Copy each line containing the word "TypeScript" from the records that follow, please.

* BEGIN *

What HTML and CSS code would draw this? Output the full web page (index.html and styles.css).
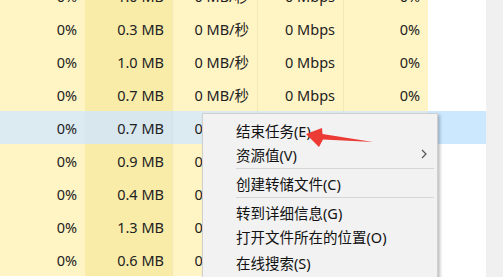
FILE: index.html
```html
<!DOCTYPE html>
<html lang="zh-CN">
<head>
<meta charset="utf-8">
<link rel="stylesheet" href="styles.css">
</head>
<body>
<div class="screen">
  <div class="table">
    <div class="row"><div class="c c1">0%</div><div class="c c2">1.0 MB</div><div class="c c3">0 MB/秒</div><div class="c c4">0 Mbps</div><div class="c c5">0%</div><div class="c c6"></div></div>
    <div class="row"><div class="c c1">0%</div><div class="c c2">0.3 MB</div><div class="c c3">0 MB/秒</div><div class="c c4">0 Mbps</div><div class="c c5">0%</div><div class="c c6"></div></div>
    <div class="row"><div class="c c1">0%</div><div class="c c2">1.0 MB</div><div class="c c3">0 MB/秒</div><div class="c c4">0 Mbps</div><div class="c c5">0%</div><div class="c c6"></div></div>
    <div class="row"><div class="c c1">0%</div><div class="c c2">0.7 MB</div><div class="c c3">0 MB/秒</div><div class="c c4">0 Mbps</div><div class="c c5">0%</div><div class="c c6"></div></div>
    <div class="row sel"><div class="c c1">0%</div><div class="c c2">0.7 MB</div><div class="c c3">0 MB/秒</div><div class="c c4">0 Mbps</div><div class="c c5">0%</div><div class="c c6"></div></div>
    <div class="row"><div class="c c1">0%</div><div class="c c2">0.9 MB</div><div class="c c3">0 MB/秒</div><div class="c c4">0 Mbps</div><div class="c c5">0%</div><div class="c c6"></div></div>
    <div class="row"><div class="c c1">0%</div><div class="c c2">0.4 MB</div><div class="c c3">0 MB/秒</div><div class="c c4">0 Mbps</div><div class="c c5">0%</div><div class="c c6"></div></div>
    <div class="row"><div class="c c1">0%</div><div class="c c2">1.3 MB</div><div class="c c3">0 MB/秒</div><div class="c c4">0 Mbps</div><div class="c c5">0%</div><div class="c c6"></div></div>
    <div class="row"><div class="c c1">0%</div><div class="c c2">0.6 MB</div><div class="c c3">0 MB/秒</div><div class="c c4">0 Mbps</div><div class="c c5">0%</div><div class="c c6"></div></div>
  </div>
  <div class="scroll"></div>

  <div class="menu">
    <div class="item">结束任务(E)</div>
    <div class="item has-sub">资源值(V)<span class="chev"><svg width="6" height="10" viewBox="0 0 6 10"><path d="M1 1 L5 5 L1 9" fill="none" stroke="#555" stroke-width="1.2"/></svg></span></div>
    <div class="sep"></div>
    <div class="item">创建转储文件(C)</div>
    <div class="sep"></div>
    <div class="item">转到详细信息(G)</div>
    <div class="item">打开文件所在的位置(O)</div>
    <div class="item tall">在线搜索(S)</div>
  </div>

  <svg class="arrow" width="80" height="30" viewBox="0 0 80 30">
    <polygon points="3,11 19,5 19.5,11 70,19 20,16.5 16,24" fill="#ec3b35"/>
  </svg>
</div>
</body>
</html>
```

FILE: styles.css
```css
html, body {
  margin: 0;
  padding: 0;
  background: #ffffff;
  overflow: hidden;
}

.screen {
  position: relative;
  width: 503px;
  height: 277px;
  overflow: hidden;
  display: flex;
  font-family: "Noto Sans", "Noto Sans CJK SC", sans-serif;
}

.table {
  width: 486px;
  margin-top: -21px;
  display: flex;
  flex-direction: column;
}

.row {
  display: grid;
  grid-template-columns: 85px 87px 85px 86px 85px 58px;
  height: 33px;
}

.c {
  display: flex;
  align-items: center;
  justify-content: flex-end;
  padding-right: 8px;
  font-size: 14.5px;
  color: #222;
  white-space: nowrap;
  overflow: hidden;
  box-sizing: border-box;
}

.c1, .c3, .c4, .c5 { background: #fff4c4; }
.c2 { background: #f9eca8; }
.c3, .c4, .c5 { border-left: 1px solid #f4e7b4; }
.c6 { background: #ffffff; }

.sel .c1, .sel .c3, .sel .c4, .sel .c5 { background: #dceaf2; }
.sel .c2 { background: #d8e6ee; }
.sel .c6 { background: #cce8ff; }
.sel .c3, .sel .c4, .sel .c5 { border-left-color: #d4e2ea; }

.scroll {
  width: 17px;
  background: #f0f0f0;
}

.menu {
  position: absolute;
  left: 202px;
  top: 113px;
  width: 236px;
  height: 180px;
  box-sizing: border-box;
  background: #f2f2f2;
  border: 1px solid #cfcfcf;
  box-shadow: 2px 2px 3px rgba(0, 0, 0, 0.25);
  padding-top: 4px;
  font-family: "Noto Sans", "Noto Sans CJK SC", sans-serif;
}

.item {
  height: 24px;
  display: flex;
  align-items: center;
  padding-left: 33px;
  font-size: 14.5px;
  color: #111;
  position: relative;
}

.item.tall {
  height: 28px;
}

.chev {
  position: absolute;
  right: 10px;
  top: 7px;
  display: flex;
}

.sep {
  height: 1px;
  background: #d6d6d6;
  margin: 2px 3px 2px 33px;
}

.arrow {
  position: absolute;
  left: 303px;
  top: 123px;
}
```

* END *
* BEGIN *

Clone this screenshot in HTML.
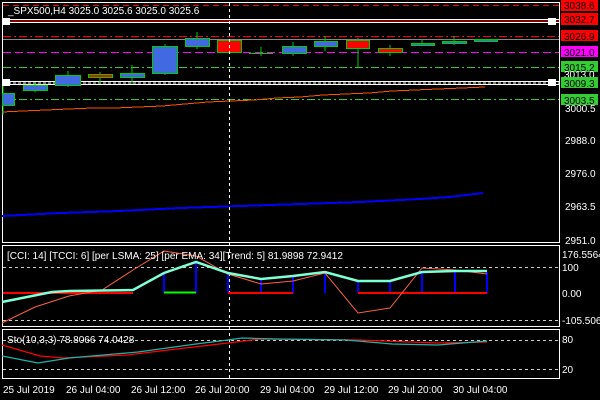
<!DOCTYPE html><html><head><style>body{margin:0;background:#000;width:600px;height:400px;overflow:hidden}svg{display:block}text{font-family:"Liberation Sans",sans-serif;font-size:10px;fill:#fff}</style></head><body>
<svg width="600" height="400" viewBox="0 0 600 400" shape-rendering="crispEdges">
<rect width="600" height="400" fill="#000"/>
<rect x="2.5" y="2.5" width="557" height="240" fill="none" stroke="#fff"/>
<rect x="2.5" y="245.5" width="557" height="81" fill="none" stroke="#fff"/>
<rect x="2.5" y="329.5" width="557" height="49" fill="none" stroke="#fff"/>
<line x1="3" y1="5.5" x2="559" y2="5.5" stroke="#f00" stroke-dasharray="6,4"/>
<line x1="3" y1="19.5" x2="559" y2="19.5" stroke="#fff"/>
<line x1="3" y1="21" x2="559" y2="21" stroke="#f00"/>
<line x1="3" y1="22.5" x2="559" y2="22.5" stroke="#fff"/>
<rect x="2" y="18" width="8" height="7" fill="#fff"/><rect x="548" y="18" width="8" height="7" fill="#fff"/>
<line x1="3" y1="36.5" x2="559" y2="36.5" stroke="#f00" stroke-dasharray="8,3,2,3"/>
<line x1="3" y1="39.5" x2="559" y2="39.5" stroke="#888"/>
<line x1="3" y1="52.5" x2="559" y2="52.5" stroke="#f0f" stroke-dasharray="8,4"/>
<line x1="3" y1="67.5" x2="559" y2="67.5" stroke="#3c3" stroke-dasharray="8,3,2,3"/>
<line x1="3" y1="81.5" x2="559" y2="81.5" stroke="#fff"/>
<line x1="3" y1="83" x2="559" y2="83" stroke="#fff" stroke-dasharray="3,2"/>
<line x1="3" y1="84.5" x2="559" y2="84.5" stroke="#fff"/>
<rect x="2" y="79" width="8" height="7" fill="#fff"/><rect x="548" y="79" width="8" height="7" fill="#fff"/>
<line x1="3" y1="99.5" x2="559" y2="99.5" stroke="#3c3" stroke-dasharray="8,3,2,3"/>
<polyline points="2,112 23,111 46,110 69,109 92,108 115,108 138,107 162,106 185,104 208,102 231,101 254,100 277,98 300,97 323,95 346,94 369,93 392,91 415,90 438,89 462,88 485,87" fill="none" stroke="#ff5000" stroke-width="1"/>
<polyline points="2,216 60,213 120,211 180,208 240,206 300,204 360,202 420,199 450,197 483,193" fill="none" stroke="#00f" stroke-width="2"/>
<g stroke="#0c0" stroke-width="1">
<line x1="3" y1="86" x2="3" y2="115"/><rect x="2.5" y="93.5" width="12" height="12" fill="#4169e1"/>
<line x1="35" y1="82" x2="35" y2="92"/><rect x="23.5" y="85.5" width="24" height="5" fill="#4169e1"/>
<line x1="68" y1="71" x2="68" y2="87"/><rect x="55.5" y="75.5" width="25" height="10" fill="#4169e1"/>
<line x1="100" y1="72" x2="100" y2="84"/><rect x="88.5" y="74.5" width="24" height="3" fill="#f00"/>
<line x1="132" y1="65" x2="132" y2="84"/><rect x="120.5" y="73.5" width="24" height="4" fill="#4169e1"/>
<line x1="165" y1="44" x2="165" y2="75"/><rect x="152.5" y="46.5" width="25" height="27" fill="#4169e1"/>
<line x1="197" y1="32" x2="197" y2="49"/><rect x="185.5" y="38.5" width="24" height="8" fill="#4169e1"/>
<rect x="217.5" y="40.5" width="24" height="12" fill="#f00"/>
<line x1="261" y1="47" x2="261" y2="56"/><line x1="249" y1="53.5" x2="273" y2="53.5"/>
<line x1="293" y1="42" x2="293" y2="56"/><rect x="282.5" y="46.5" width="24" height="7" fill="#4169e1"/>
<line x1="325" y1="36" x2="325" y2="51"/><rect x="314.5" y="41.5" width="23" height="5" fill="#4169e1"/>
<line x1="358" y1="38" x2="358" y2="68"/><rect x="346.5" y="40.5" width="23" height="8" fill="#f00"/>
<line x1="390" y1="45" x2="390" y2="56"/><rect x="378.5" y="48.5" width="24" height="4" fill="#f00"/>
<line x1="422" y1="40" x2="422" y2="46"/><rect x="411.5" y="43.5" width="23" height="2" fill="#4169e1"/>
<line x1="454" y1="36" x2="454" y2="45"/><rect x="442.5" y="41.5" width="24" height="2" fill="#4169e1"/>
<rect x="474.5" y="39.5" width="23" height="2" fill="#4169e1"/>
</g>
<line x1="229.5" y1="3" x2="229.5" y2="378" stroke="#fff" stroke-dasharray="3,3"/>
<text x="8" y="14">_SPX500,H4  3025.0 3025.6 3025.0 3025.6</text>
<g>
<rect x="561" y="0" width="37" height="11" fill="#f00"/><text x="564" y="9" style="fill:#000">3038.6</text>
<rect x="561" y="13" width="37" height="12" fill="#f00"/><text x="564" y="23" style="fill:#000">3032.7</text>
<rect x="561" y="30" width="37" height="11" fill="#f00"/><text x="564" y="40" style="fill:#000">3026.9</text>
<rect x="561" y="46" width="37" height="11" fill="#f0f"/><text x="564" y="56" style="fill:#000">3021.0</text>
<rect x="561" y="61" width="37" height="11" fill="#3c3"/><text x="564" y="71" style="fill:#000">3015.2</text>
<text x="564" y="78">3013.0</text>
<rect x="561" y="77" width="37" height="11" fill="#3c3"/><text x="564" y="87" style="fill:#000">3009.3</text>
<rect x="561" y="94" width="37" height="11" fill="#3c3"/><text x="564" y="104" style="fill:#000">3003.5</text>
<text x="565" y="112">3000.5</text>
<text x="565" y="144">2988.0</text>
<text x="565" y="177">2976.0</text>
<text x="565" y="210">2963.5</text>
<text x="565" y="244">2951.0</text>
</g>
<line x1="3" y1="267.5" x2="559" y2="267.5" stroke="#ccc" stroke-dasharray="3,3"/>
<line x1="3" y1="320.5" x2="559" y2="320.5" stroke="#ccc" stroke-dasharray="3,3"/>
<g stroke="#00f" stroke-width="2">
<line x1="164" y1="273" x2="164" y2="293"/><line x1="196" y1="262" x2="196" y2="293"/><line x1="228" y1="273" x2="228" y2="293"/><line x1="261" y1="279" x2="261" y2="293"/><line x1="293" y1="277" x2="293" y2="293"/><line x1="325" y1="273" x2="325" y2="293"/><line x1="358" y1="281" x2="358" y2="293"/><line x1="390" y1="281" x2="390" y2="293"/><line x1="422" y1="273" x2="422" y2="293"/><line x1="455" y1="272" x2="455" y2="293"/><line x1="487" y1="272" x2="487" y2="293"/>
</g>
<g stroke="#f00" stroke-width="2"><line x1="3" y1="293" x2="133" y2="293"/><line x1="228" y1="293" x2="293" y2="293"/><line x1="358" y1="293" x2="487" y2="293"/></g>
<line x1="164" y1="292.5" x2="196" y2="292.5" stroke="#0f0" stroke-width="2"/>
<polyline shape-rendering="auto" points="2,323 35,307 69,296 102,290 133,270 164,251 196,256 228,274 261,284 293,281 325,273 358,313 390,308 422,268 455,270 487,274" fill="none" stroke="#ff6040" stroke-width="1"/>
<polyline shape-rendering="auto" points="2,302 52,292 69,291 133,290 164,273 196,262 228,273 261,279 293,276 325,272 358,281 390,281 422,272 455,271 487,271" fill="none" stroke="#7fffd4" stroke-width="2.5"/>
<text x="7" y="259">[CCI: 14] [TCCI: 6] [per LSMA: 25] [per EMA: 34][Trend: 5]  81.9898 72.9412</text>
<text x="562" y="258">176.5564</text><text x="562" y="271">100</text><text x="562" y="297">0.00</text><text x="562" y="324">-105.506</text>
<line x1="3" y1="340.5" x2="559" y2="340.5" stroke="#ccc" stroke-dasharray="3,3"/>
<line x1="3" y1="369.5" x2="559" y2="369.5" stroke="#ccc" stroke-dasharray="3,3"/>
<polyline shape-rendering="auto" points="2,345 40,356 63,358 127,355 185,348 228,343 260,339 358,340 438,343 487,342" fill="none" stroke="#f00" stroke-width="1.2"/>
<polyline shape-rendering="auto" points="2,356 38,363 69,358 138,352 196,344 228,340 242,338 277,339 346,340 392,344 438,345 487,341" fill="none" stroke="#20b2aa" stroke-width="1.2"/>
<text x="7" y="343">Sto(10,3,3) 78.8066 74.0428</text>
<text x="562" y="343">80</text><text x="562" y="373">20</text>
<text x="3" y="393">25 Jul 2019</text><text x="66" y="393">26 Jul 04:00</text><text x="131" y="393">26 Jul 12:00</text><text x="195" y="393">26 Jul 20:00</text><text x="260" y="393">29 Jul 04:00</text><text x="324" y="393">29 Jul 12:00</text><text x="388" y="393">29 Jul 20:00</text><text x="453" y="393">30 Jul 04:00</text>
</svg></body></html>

* END *
* BEGIN *

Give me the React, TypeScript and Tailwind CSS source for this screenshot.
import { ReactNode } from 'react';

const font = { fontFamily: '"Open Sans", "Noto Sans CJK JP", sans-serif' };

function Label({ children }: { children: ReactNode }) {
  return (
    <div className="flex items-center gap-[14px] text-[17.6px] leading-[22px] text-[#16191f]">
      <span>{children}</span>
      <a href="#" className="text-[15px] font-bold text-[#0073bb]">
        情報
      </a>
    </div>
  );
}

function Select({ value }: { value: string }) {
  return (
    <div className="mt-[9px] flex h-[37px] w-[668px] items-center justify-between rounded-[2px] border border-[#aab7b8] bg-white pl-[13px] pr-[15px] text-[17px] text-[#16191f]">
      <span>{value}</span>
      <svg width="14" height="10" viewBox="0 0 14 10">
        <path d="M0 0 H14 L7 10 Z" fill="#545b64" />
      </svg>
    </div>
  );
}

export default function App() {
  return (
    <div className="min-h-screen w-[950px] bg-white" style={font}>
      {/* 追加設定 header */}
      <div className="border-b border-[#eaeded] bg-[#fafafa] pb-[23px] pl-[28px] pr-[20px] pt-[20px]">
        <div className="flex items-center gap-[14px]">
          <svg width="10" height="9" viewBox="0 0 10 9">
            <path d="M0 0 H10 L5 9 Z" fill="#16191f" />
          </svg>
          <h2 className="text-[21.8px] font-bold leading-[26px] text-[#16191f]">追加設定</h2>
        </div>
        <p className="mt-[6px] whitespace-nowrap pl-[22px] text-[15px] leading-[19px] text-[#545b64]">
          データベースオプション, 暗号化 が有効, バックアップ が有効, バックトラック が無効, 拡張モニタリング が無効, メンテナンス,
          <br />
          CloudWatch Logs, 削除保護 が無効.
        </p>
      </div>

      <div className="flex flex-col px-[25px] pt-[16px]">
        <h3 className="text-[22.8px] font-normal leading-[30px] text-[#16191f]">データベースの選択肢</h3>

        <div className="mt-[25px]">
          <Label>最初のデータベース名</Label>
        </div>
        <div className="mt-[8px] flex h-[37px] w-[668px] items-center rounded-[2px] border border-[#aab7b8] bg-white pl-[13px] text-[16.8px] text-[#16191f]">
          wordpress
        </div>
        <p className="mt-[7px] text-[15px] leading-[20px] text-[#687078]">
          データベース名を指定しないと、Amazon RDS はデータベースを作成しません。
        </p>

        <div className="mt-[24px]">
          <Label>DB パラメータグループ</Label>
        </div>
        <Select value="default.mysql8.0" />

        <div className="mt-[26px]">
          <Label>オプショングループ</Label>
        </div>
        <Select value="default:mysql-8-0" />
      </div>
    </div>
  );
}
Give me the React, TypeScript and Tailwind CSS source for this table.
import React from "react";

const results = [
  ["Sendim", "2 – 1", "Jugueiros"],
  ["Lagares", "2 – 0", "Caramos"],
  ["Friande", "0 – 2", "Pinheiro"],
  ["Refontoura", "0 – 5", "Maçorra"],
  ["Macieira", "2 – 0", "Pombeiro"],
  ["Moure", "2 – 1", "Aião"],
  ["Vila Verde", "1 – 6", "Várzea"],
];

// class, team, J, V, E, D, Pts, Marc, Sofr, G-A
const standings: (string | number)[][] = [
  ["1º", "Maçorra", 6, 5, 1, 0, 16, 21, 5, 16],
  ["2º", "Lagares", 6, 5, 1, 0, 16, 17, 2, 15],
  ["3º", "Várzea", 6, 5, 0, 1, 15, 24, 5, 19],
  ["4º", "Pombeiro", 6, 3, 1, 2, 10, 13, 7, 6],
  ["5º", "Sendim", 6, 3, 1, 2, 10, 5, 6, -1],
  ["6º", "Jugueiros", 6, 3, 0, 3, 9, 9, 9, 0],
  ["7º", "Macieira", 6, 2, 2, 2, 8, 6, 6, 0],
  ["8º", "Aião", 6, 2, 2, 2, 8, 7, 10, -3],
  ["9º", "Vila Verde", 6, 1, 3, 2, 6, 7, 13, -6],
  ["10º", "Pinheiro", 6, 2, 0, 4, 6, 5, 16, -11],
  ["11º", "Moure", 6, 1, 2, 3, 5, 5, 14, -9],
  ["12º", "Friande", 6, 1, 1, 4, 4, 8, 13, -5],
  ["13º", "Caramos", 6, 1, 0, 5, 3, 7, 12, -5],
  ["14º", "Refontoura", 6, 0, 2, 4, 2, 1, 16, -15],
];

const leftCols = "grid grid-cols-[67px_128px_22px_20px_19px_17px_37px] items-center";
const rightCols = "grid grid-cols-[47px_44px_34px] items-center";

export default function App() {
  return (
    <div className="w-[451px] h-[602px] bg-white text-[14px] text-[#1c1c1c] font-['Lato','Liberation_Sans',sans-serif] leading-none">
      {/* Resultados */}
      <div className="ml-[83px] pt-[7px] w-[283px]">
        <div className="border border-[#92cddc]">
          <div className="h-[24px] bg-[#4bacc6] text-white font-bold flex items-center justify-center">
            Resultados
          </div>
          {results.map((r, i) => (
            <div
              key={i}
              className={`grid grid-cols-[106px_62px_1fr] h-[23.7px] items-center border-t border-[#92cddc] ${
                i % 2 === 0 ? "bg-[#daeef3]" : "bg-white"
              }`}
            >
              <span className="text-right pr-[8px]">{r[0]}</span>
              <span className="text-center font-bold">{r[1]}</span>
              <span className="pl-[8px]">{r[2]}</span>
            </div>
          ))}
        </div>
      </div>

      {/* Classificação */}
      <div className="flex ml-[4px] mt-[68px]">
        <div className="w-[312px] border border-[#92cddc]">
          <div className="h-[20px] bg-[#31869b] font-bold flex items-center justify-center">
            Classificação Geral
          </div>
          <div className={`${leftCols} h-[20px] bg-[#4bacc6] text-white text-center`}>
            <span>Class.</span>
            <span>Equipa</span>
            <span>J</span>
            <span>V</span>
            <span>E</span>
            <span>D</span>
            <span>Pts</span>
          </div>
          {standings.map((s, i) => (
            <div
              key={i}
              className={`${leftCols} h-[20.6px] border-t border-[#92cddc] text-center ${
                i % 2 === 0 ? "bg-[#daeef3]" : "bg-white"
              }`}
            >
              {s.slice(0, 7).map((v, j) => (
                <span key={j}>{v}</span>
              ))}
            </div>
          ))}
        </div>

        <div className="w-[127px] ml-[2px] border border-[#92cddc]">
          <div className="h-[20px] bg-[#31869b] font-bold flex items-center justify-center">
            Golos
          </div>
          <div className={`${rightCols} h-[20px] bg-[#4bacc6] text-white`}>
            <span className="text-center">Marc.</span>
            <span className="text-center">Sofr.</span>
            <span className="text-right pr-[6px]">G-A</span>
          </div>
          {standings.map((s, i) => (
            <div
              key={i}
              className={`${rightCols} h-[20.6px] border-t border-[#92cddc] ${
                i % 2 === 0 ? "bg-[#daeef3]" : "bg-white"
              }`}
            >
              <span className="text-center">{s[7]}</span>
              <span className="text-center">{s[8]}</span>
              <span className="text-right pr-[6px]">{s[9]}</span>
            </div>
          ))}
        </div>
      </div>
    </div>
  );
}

* END *

=== Result for this exercise ===
Give me the React, TypeScript and Tailwind CSS source for this screenshot.
Give me the React, TypeScript and Tailwind CSS source for this table.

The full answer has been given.